Hussein fait également partie d’une équipe de foot formée de rescapés des mines antipersonnel et des bombes à sous-munitions, des hommes qui ont perdu des membres mais qui ont eu le courage de poursuivre leurs activités quotidiennes.
« J’ai voulu travailler dans cet atelier pour être en contact avec les personnes qui ont perdu leurs membres, pour que je leur donne courage, pour qu’elles puissent me prendre en exemple. Il faut qu’elles sachent que la vie ne s’arrête pas quand on saute sur une bombe à sous-munitions », note-t-il.
Hussein ne pense jamais quelle aurait pu être sa vie, s’il n’avait pas été touché par une bombe à sous-munitions. « C’est beaucoup mieux de ne pas y réfléchir », indique-t-il, résolu.
Le jeune homme a fait la connaissance de Mohammad. Grâce à une initiative du PNUD, le jeune adolescent a joué au foot durant un après-midi avec Hussein et son équipe de rescapés. Mais contrairement aux trentenaires, Mohammad a refusé de troquer son pantalon contre un short, préférant cacher sa prothèse.

Les droits des handicapés
À Srifa, village de Nabatiyeh, Adham Najdi descend de sa voiture et s’installe dans une chaise roulante. « J’étais parmi les premières victimes des bombes à sous-munitions. C’était le 15 septembre 2006. J’avais 19 ans, j’aidais les voisins à nettoyer leur jardin pour qu’ils puissent se réinstaller chez eux. Puis j’ai entendu une explosion. Je me suis réveillé à l’hôpital. On m’a dit que mes vertèbres ont été brisées et que je ne pourrais plus jamais marcher », raconte-t-il calmement.

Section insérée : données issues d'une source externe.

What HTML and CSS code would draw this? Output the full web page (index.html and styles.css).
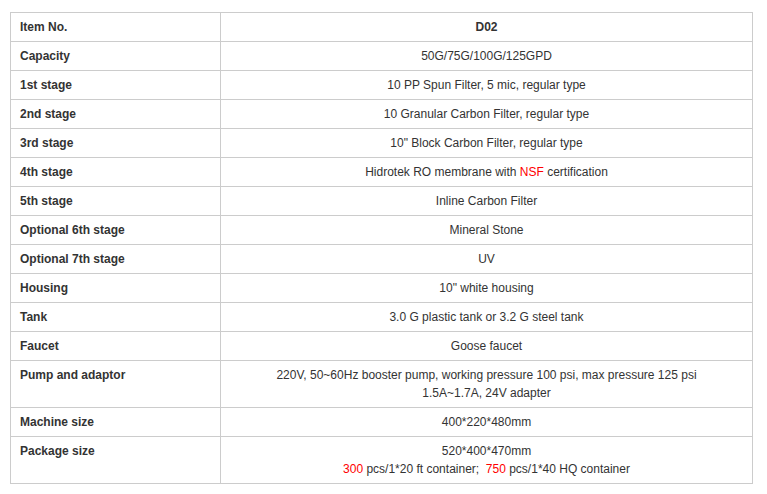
FILE: index.html
```html
<!DOCTYPE html>
<html>
<head>
<meta charset="utf-8">
<link rel="stylesheet" href="styles.css">
</head>
<body>
<div class="wrap">
<table class="spec">
<colgroup><col class="c1"><col class="c2"></colgroup>
<tbody>
<tr><th>Item No.</th><td><b>D02</b></td></tr>
<tr><th>Capacity</th><td>50G/75G/100G/125GPD</td></tr>
<tr><th>1st stage</th><td>10 PP Spun Filter, 5 mic, regular type</td></tr>
<tr><th>2nd stage</th><td>10 Granular Carbon Filter, regular type</td></tr>
<tr><th>3rd stage</th><td>10" Block Carbon Filter, regular type</td></tr>
<tr><th>4th stage</th><td>Hidrotek RO membrane with <span class="red">NSF</span> certification</td></tr>
<tr><th>5th stage</th><td>Inline Carbon Filter</td></tr>
<tr><th>Optional 6th stage</th><td>Mineral Stone</td></tr>
<tr><th>Optional 7th stage</th><td>UV</td></tr>
<tr><th>Housing</th><td>10" white housing</td></tr>
<tr><th>Tank</th><td>3.0 G plastic tank or 3.2 G steel tank</td></tr>
<tr><th>Faucet</th><td>Goose faucet</td></tr>
<tr><th>Pump and adaptor</th><td>220V, 50~60Hz booster pump, working pressure 100 psi, max pressure 125 psi<br>1.5A~1.7A, 24V adapter</td></tr>
<tr><th>Machine size</th><td>400*220*480mm</td></tr>
<tr><th>Package size</th><td>520*400*470mm<br><span class="red">300</span> pcs/1*20 ft container;&nbsp; <span class="red">750</span> pcs/1*40 HQ container</td></tr>
</tbody>
</table>
</div>
</body>
</html>
```
FILE: styles.css
```css
html, body {
  margin: 0;
  padding: 0;
  background: #fff;
}
.wrap {
  padding: 12px 10px;
}
.spec {
  border-collapse: collapse;
  width: 743px;
  table-layout: fixed;
  font-family: "Liberation Sans", Arial, sans-serif;
  font-size: 12px;
  line-height: 18px;
  color: #333;
}
.c1 { width: 210px; }
.spec th, .spec td {
  border: 1px solid #ccc;
  padding: 5px 10px;
  vertical-align: top;
}
.spec th {
  text-align: left;
  font-weight: bold;
  padding-left: 9px;
}
.spec td {
  text-align: center;
}
.red {
  color: #f00;
}
```
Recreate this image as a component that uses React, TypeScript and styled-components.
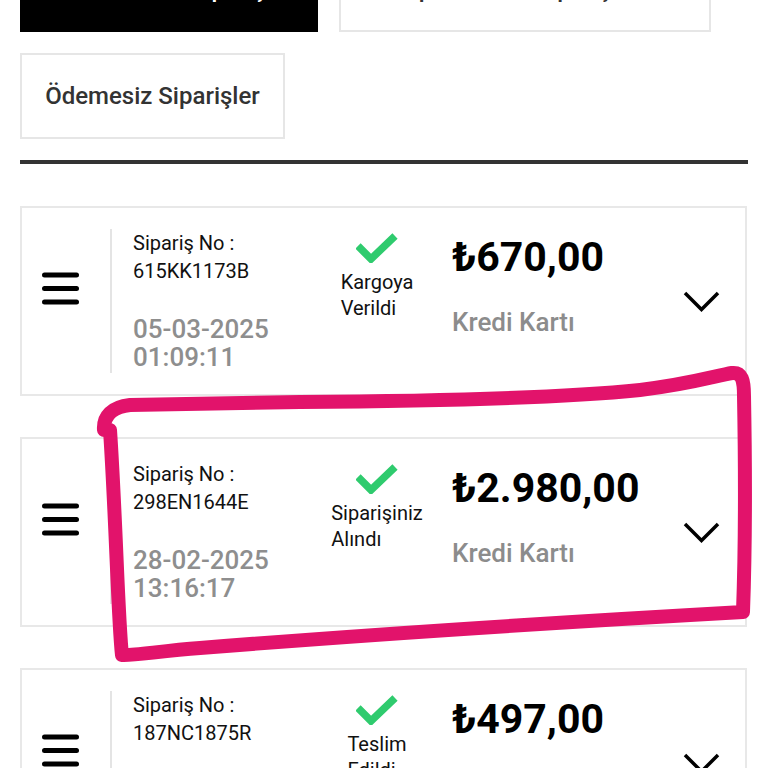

« Je suis sorti de l’hôpital et j’ai continué à vivre normalement », dit-il. Mais souvent Adham a la flemme de se rendre à l’Université libanaise de Saïda, où il suit des études de sciences politiques. « Il faut que j’aille beaucoup plus tôt que le début des cours, qu’il y ait quelqu’un pour m’aider dans les escaliers. L’université n’est pas équipée pour les handicapés. Aujourd’hui, j’ai un nouveau combat. Je veux désormais lutter pour faire respecter les droits des handicapés », dit, résolu, ce jeune homme qui a grandi dans une famille communiste du Liban-Sud.